On the 2nd day of doing this I experienced an unexpected hazard. I was working far ahead of the group cutting wire in advance when I felt a sting. And then another. One sting is OK, but my instinct kicked in on the second sting since I knew I must have hit a nest. I turned around and bolted back down the hill and fortunately only ended up sustaining 3 stings. We eventually had to go through this area so I pointed out the [now] obvious chaqueta amarilla (Yellow Jacket) nest on the other side of the fence, and we had no more problems.

The weather and lighting we had this week were incredible.

At the end of each day, we carried our work back to the start and left it in a big pile. We did this for 3 days total which left us with 1.1km of heavy wire. The only task for the fourth day was to get it back down to the main pile by Los Alamos. We moved the pile through a couple kilometers of bushwhacking and got it to the jeep trail. Since it was getting late, we made the call to leave the pile there and deal with it later. When that would be, I didn’t know nor care at this point since shouldering essentially barbed wire for kilometers on end is not fun.

Results after 2 days, 1km removed.

Being an engineer and always thinking of ways to make things easier, that morning I had the idea of bringing one of the mountain bikes up to the point where the trail diverged from the jeep trail. This would have made it much easier to load up a ton of wire and wheel it down to the main pile. With the decision to leave the wire, I had a free mountain bike ride back down which took 5 minutes versus 45!

Wind Down

With the weekend upon us it was time to return to the estancia, so the trucks were soon there ready for all of our equipment. Back at the estancia, Doug and Kris were hosting some people from a for-profit conservation group in Portland so they organized a nice lamb asado and invited everyone at the estancia. It was a nice final Friday for my trip. As the silver haired executives from this organization approached outfitted in their Patagonia down sweaters and obviously not beaten down from a week of fence removal, Ann Marie and I look at each other wide eyed. But she said it best: “holy gringos!” For once I was out-gringoed and felt like a local :).

The End

The final few days of the trip and the months following were a huge blur. Van back to Coyhaique, flight to Santiago, last day in South America, return to Pittsburgh, packing up a UHaul truck, hauling it across the country, starting a job at Amazon, finding an apartment, and on and on until I finally felt settled in Seattle.
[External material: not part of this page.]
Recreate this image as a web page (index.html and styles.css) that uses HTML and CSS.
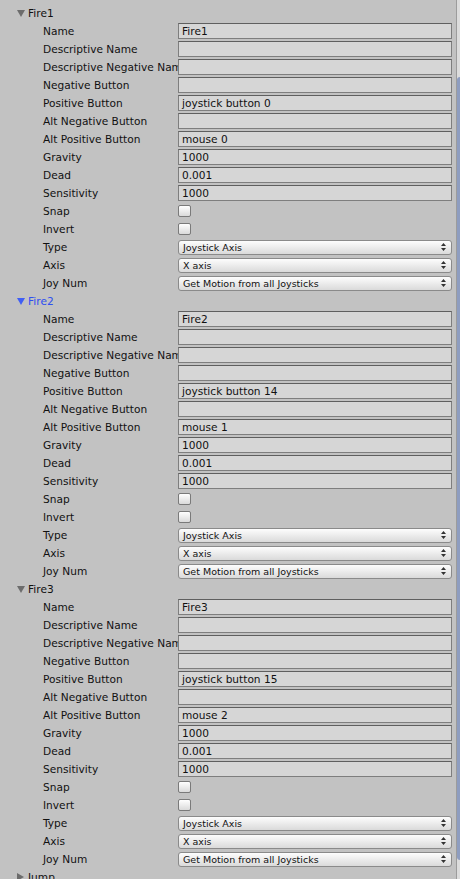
FILE: index.html
```html
<!DOCTYPE html>
<html>
<head>
<meta charset="utf-8">
<link rel="stylesheet" href="styles.css">
</head>
<body>
<div class="window">
  <div class="content">
    <section class="axis">
      <div class="head"><svg class="tri" width="8" height="7" viewBox="0 0 8 7"><path d="M0 0H8L4 7Z"/></svg><span>Fire1</span></div>
      <div class="row"><span class="label">Name</span><span class="field">Fire1</span></div>
      <div class="row"><span class="label">Descriptive Name</span><span class="field"></span></div>
      <div class="row"><span class="label">Descriptive Negative Name</span><span class="field"></span></div>
      <div class="row"><span class="label">Negative Button</span><span class="field"></span></div>
      <div class="row"><span class="label">Positive Button</span><span class="field">joystick button 0</span></div>
      <div class="row"><span class="label">Alt Negative Button</span><span class="field"></span></div>
      <div class="row"><span class="label">Alt Positive Button</span><span class="field">mouse 0</span></div>
      <div class="row"><span class="label">Gravity</span><span class="field">1000</span></div>
      <div class="row"><span class="label">Dead</span><span class="field">0.001</span></div>
      <div class="row"><span class="label">Sensitivity</span><span class="field">1000</span></div>
      <div class="row"><span class="label">Snap</span><span class="check"></span></div>
      <div class="row"><span class="label">Invert</span><span class="check"></span></div>
      <div class="row"><span class="label">Type</span><span class="popup"><span>Joystick Axis</span><svg class="updown" width="5" height="8" viewBox="0 0 5 8"><path d="M2.5 0L5 3H0Z M0 5H5L2.5 8Z"/></svg></span></div>
      <div class="row"><span class="label">Axis</span><span class="popup"><span>X axis</span><svg class="updown" width="5" height="8" viewBox="0 0 5 8"><path d="M2.5 0L5 3H0Z M0 5H5L2.5 8Z"/></svg></span></div>
      <div class="row"><span class="label">Joy Num</span><span class="popup"><span>Get Motion from all Joysticks</span><svg class="updown" width="5" height="8" viewBox="0 0 5 8"><path d="M2.5 0L5 3H0Z M0 5H5L2.5 8Z"/></svg></span></div>
    </section>
    <section class="axis">
      <div class="head selected"><svg class="tri" width="8" height="7" viewBox="0 0 8 7"><path d="M0 0H8L4 7Z"/></svg><span>Fire2</span></div>
      <div class="row"><span class="label">Name</span><span class="field">Fire2</span></div>
      <div class="row"><span class="label">Descriptive Name</span><span class="field"></span></div>
      <div class="row"><span class="label">Descriptive Negative Name</span><span class="field"></span></div>
      <div class="row"><span class="label">Negative Button</span><span class="field"></span></div>
      <div class="row"><span class="label">Positive Button</span><span class="field">joystick button 14</span></div>
      <div class="row"><span class="label">Alt Negative Button</span><span class="field"></span></div>
      <div class="row"><span class="label">Alt Positive Button</span><span class="field">mouse 1</span></div>
      <div class="row"><span class="label">Gravity</span><span class="field">1000</span></div>
      <div class="row"><span class="label">Dead</span><span class="field">0.001</span></div>
      <div class="row"><span class="label">Sensitivity</span><span class="field">1000</span></div>
      <div class="row"><span class="label">Snap</span><span class="check"></span></div>
      <div class="row"><span class="label">Invert</span><span class="check"></span></div>
      <div class="row"><span class="label">Type</span><span class="popup"><span>Joystick Axis</span><svg class="updown" width="5" height="8" viewBox="0 0 5 8"><path d="M2.5 0L5 3H0Z M0 5H5L2.5 8Z"/></svg></span></div>
      <div class="row"><span class="label">Axis</span><span class="popup"><span>X axis</span><svg class="updown" width="5" height="8" viewBox="0 0 5 8"><path d="M2.5 0L5 3H0Z M0 5H5L2.5 8Z"/></svg></span></div>
      <div class="row"><span class="label">Joy Num</span><span class="popup"><span>Get Motion from all Joysticks</span><svg class="updown" width="5" height="8" viewBox="0 0 5 8"><path d="M2.5 0L5 3H0Z M0 5H5L2.5 8Z"/></svg></span></div>
    </section>
    <section class="axis">
      <div class="head"><svg class="tri" width="8" height="7" viewBox="0 0 8 7"><path d="M0 0H8L4 7Z"/></svg><span>Fire3</span></div>
      <div class="row"><span class="label">Name</span><span class="field">Fire3</span></div>
      <div class="row"><span class="label">Descriptive Name</span><span class="field"></span></div>
      <div class="row"><span class="label">Descriptive Negative Name</span><span class="field"></span></div>
      <div class="row"><span class="label">Negative Button</span><span class="field"></span></div>
      <div class="row"><span class="label">Positive Button</span><span class="field">joystick button 15</span></div>
      <div class="row"><span class="label">Alt Negative Button</span><span class="field"></span></div>
      <div class="row"><span class="label">Alt Positive Button</span><span class="field">mouse 2</span></div>
      <div class="row"><span class="label">Gravity</span><span class="field">1000</span></div>
      <div class="row"><span class="label">Dead</span><span class="field">0.001</span></div>
      <div class="row"><span class="label">Sensitivity</span><span class="field">1000</span></div>
      <div class="row"><span class="label">Snap</span><span class="check"></span></div>
      <div class="row"><span class="label">Invert</span><span class="check"></span></div>
      <div class="row"><span class="label">Type</span><span class="popup"><span>Joystick Axis</span><svg class="updown" width="5" height="8" viewBox="0 0 5 8"><path d="M2.5 0L5 3H0Z M0 5H5L2.5 8Z"/></svg></span></div>
      <div class="row"><span class="label">Axis</span><span class="popup"><span>X axis</span><svg class="updown" width="5" height="8" viewBox="0 0 5 8"><path d="M2.5 0L5 3H0Z M0 5H5L2.5 8Z"/></svg></span></div>
      <div class="row"><span class="label">Joy Num</span><span class="popup"><span>Get Motion from all Joysticks</span><svg class="updown" width="5" height="8" viewBox="0 0 5 8"><path d="M2.5 0L5 3H0Z M0 5H5L2.5 8Z"/></svg></span></div>
    </section>
    <div class="head"><svg class="tri" width="8" height="8" viewBox="0 0 8 8"><path d="M0 0L7 4L0 8Z"/></svg><span>Jump</span></div>
  </div>
  <div class="scroll"><div class="thumb"></div></div>
</div>
</body>
</html>
```

FILE: styles.css
```css
html, body {
  margin: 0;
  padding: 0;
  height: 879px;
  overflow: hidden;
  background: #c2c2c2;
}
body {
  font-family: "DejaVu Sans", "Liberation Sans", sans-serif;
  font-size: 10.6px;
  color: #111;
}
.window {
  display: flex;
  height: 879px;
}
.content {
  flex: 0 0 456px;
  padding-top: 4px;
}
.scroll {
  flex: 0 0 3px;
  border-left: 1px solid #9c9c9c;
  background: #dcdcdc;
  display: flex;
  flex-direction: column;
}
.thumb {
  margin-top: 77px;
  height: 783px;
  background: #8e9dc0;
  border-radius: 3px 0 0 3px;
}
.head {
  display: flex;
  align-items: center;
  height: 18px;
  padding-left: 17px;
  gap: 3px;
  color: #111;
}
.tri {
  fill: #6c6c6c;
  flex: none;
}
.head.selected {
  color: #2f4ff0;
}
.head.selected .tri {
  fill: #3f5ef5;
}
.row {
  display: flex;
  align-items: center;
  height: 18px;
}
.label {
  box-sizing: border-box;
  flex: none;
  width: 178px;
  padding-left: 43px;
  white-space: nowrap;
  overflow: hidden;
}
.field {
  box-sizing: border-box;
  width: 274px;
  height: 16px;
  border: 1px solid #7e7e7e;
  border-top-color: #5f5f5f;
  background: #d6d6d6;
  padding-left: 3px;
  line-height: 14px;
  white-space: nowrap;
}
.check {
  box-sizing: border-box;
  width: 13px;
  height: 12px;
  border: 1px solid #7a7a7a;
  border-radius: 2px;
  background: linear-gradient(#ffffff, #dadada);
}
.popup {
  box-sizing: border-box;
  width: 274px;
  height: 15px;
  border: 1px solid #8a8a8a;
  border-radius: 3px;
  background: linear-gradient(#fdfdfd, #dadada);
  display: flex;
  align-items: center;
  justify-content: space-between;
  padding: 0 5px 0 4px;
  font-size: 9.5px;
}
.updown {
  fill: #333;
  flex: none;
}
```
Needless to say it was hard for me to finish the posts about this trip with everything going on. But since I wanted to finish these write-ups before starting others, I am forcing myself to do it now before I forget everything.

Final Comments

I felt there were three distinct chapters to this trip, each being 3-4 weeks of time.

For the first chapter, Ange and I had the opportunity to do a significant trip for longer than 1 week of time together. We tagged 3 countries and countless awesome sights. These 3 weeks alone were enough for a memorable trip, and unfortunately for her they had to come to an end due to her job.

The next chapter was a chance for me to experience traveling alone for an extended period. There were periods of time when I would meet people to hang out with for a day or two at a time, but on the whole I was still alone, especially when traveling between cities/countries. Though I still had fun, I definitely realized how boring it can get. This was part of the reason I went to Brazil on a whim. A few of the people I now hang out with in Seattle are a direct result of meeting a Seattleite in Bonito, Brazil.

The final chapter was volunteering at Conservacion Patagonica. To be honest I breezed over this section since I mostly just wanted to finish it, but there was much more to the experience than I care to write about at this time. Living and working with the same people for 2-3 weeks definitely made the connection that much stronger, versus walking around the city for a day with someone you met at a hostel. I really hope to see them again, whether its when I return to Chile or if they ever do come climb in the US :P.

To anyone considering a trip like this, just do it. You’ll never rationalize quitting your job and traveling like a vagabond for months (or years), but when its over you’ll be wondering how soon it’ll be until you can pull it off again. For me, it’s the time spent away from work that defines my life.